Stated exercise: Gather the lines below that include the string "components", copying each in full.
◇ ◇ ◇ ◇ ◇ ◇ ◇
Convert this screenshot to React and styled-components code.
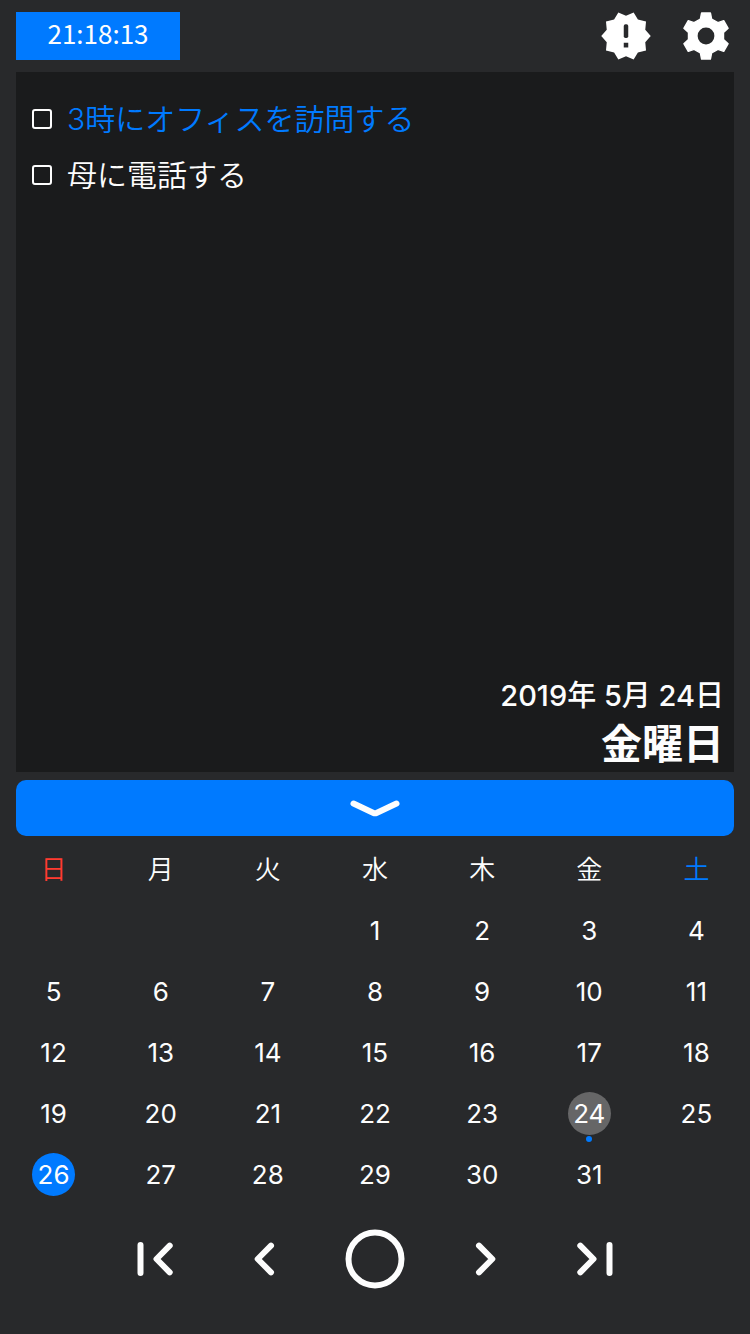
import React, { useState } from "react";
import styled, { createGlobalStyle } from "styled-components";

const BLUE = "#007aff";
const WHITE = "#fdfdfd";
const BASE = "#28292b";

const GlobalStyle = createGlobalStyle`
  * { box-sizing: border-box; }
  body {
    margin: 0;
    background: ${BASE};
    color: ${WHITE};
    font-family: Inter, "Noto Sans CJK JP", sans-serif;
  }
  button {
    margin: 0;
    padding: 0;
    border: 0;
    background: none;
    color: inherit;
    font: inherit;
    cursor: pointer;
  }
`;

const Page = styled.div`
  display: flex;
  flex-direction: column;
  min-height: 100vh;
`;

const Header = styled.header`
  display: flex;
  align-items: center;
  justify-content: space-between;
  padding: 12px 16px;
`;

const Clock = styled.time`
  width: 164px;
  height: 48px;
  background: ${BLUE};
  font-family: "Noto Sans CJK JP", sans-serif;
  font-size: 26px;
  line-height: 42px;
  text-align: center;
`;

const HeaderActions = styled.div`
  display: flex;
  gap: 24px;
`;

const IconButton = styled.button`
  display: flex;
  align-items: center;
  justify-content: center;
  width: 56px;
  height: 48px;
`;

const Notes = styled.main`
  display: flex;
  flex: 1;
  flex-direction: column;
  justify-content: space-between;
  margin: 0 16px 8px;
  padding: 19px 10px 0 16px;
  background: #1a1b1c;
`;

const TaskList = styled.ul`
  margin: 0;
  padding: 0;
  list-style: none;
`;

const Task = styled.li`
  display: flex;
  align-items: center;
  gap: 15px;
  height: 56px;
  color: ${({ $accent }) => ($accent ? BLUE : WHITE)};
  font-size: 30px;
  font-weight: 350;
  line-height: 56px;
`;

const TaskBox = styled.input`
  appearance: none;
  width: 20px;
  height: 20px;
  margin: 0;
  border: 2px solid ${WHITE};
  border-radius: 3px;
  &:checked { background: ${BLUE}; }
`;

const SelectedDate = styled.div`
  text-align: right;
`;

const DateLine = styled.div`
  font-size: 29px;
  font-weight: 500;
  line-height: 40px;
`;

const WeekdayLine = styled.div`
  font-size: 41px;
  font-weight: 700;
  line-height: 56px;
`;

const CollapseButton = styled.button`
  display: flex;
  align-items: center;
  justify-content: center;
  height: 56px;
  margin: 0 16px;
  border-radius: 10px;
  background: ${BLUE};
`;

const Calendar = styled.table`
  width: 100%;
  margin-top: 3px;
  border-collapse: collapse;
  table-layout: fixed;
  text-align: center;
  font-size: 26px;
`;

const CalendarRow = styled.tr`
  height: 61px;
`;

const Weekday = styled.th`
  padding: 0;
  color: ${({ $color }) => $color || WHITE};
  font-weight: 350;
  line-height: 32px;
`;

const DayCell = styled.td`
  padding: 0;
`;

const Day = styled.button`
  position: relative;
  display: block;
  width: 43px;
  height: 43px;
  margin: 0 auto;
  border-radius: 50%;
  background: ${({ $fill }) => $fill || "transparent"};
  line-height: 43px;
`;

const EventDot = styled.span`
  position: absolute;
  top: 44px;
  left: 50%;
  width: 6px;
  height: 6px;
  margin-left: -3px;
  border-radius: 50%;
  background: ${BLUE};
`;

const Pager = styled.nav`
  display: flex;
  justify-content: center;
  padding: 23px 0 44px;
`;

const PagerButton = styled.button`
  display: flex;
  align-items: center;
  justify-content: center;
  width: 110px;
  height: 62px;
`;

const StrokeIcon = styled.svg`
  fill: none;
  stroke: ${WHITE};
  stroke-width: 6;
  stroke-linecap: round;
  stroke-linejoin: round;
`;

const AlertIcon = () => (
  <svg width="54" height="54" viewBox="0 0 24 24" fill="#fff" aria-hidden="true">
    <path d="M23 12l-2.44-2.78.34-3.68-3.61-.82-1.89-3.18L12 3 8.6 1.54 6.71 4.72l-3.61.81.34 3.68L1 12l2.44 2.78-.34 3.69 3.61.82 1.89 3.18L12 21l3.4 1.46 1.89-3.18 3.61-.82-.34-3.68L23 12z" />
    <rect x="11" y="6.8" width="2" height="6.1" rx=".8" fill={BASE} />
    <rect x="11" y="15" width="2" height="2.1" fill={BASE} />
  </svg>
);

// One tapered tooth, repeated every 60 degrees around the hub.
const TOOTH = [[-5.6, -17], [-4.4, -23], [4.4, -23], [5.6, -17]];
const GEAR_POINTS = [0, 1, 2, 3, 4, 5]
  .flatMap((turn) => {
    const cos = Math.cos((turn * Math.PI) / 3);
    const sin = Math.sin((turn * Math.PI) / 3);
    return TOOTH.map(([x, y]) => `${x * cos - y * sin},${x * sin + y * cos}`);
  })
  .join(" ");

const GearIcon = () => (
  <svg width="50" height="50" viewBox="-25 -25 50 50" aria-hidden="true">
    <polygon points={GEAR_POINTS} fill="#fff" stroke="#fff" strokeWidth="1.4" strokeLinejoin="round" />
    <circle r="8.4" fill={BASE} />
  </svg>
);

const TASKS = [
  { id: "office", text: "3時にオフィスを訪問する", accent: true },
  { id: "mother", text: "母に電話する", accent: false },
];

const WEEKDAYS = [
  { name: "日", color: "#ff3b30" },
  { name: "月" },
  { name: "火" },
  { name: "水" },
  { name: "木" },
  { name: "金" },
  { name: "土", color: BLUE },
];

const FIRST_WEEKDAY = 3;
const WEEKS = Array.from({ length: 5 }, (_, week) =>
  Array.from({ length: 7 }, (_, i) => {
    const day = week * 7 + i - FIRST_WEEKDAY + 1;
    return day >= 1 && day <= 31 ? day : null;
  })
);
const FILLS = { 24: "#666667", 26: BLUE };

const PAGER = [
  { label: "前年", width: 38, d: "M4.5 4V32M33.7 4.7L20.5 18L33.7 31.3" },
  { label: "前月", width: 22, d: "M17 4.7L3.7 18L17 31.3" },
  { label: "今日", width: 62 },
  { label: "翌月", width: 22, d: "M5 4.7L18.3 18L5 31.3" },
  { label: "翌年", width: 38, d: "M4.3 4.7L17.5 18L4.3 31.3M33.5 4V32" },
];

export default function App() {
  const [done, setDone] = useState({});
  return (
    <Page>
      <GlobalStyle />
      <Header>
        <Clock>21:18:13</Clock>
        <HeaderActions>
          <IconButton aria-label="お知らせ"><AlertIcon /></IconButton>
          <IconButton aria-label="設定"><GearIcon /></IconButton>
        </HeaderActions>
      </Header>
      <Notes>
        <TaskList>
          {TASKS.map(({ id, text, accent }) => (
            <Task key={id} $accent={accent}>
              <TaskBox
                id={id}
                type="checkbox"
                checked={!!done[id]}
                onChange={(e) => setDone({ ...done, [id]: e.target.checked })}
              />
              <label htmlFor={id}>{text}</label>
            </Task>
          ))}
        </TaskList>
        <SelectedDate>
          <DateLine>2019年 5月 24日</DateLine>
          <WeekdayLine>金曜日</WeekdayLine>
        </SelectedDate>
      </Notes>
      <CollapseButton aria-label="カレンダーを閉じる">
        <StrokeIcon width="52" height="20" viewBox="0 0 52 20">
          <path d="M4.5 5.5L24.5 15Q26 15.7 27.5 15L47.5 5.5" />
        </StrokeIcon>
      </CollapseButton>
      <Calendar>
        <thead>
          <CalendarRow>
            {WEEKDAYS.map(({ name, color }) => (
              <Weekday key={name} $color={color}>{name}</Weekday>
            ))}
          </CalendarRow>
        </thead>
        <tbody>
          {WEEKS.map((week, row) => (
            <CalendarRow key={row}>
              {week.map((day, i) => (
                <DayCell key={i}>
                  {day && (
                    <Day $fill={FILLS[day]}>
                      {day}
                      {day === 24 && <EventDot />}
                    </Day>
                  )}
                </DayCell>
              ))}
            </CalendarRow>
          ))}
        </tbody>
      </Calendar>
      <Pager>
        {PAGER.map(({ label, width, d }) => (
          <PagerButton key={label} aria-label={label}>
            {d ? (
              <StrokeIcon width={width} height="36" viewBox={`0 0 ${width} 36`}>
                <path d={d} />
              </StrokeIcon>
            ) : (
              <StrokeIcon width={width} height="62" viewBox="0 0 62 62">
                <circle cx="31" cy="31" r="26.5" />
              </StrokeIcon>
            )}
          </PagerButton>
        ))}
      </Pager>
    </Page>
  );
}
◇ ◇ ◇ ◇ ◇ ◇ ◇
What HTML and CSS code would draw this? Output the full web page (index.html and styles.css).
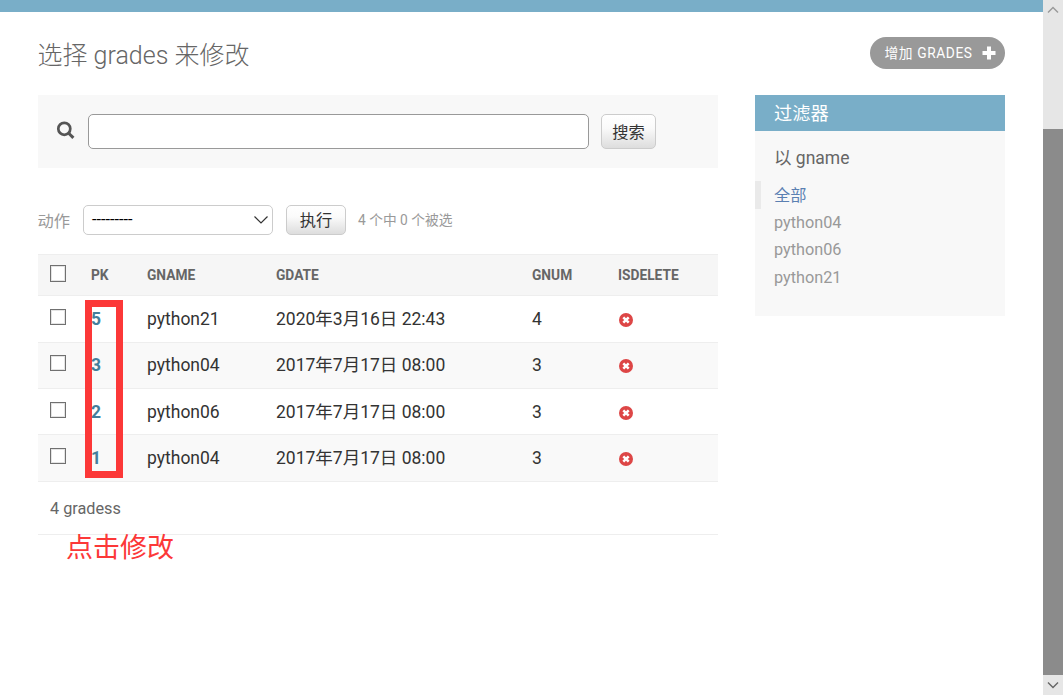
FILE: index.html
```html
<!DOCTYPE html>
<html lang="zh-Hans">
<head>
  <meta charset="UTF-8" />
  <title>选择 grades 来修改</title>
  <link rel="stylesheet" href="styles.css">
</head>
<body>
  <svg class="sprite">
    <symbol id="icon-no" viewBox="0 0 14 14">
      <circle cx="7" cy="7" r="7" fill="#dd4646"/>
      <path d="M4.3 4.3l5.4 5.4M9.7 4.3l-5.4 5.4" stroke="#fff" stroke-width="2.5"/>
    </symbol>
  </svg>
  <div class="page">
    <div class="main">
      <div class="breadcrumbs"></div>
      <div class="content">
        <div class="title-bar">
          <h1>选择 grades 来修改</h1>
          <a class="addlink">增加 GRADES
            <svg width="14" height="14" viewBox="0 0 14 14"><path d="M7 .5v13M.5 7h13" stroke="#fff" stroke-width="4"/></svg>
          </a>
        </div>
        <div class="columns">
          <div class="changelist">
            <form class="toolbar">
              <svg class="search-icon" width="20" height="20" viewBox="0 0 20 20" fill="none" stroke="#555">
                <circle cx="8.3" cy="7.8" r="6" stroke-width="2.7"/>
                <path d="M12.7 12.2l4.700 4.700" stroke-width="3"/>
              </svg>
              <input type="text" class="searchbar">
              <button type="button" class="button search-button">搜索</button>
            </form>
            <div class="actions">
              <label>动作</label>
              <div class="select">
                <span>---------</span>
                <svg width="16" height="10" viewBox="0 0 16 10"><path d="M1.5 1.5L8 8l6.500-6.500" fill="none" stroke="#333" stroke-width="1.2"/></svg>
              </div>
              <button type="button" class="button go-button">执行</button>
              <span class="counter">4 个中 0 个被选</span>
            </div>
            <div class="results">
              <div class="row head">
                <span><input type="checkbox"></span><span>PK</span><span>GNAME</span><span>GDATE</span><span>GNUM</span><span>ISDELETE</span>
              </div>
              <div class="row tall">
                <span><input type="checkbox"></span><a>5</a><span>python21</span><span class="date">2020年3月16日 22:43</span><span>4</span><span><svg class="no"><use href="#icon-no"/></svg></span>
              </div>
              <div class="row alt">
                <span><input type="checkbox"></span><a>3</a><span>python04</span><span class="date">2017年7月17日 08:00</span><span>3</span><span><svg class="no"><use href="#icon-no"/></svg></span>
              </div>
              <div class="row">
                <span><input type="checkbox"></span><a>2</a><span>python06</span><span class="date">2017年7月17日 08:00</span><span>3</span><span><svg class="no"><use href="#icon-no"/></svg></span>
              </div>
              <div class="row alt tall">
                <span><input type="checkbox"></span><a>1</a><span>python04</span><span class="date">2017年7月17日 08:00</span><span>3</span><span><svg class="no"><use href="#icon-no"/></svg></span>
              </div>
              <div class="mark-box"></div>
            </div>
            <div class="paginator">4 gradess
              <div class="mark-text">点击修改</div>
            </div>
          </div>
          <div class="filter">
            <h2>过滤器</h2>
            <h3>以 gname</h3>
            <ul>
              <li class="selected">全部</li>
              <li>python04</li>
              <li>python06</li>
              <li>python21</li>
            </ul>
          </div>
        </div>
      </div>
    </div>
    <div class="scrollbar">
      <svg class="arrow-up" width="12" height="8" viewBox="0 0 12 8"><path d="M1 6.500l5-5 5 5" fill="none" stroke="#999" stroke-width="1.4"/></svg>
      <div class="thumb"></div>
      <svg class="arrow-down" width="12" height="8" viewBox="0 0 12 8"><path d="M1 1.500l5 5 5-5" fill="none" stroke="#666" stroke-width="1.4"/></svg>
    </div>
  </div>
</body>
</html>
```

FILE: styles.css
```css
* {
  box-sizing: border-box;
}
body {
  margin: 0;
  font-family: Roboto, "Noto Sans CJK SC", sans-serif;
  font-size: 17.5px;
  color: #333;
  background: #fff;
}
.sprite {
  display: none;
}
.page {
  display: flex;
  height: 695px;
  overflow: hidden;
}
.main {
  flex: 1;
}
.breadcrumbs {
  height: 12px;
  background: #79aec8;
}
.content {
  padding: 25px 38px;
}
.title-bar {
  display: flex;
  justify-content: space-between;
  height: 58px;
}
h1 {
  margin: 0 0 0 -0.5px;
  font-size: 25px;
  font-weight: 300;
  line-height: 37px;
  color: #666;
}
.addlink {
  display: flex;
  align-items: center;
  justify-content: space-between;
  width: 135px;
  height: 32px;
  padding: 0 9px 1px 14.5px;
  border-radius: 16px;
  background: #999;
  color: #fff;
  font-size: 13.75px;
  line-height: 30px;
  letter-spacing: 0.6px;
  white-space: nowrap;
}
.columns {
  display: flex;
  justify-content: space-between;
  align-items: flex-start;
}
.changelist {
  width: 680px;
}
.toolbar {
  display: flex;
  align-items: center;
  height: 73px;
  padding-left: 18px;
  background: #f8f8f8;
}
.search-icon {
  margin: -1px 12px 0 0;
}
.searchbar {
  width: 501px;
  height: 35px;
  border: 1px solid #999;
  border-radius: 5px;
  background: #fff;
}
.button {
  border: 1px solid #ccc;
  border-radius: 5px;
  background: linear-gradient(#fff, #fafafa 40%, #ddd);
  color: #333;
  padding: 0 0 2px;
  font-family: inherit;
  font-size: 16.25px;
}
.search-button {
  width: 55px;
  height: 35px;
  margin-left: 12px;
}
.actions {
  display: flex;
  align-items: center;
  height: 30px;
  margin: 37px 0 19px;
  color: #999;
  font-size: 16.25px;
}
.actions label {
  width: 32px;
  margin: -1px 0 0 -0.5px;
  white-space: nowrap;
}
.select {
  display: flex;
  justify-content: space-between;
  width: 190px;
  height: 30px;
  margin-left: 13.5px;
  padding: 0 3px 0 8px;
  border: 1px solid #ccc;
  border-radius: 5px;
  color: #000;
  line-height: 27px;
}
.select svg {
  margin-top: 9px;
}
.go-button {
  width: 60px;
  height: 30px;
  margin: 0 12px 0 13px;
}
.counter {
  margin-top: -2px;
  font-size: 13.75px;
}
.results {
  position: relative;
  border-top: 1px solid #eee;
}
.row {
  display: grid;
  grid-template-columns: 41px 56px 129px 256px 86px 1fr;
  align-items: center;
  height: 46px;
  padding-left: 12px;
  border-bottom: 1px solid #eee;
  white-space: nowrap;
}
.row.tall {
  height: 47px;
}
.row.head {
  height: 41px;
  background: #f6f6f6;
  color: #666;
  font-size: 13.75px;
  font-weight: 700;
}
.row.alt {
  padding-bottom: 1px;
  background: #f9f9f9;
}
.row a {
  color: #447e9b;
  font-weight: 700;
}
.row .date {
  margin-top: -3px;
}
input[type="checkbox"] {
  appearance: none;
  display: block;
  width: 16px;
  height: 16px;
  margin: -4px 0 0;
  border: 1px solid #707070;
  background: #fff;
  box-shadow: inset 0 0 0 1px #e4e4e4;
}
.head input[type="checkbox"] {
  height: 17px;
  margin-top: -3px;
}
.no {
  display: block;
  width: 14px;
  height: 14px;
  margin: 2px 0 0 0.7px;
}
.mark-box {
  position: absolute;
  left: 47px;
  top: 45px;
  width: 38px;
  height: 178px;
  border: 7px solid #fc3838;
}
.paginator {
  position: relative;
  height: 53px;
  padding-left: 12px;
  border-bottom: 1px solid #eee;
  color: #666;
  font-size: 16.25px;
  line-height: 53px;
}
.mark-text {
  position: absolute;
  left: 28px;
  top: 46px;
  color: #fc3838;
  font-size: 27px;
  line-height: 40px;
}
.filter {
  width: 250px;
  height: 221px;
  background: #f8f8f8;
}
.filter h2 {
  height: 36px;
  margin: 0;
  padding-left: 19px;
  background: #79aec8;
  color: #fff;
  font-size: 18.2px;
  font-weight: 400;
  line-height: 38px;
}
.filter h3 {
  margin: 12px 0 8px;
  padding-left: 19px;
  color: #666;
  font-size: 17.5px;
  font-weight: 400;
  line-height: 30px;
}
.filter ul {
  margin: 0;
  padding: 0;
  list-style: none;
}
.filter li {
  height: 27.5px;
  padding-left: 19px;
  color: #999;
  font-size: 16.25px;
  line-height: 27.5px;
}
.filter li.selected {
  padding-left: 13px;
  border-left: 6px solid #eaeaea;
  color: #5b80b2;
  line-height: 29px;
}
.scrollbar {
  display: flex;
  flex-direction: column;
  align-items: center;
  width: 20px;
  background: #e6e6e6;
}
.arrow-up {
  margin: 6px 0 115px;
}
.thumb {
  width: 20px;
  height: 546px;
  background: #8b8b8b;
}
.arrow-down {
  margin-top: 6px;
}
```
◇ ◇ ◇ ◇ ◇ ◇ ◇
Full solution:
Convert this screenshot to React and styled-components code.
import styled, { createGlobalStyle } from "styled-components";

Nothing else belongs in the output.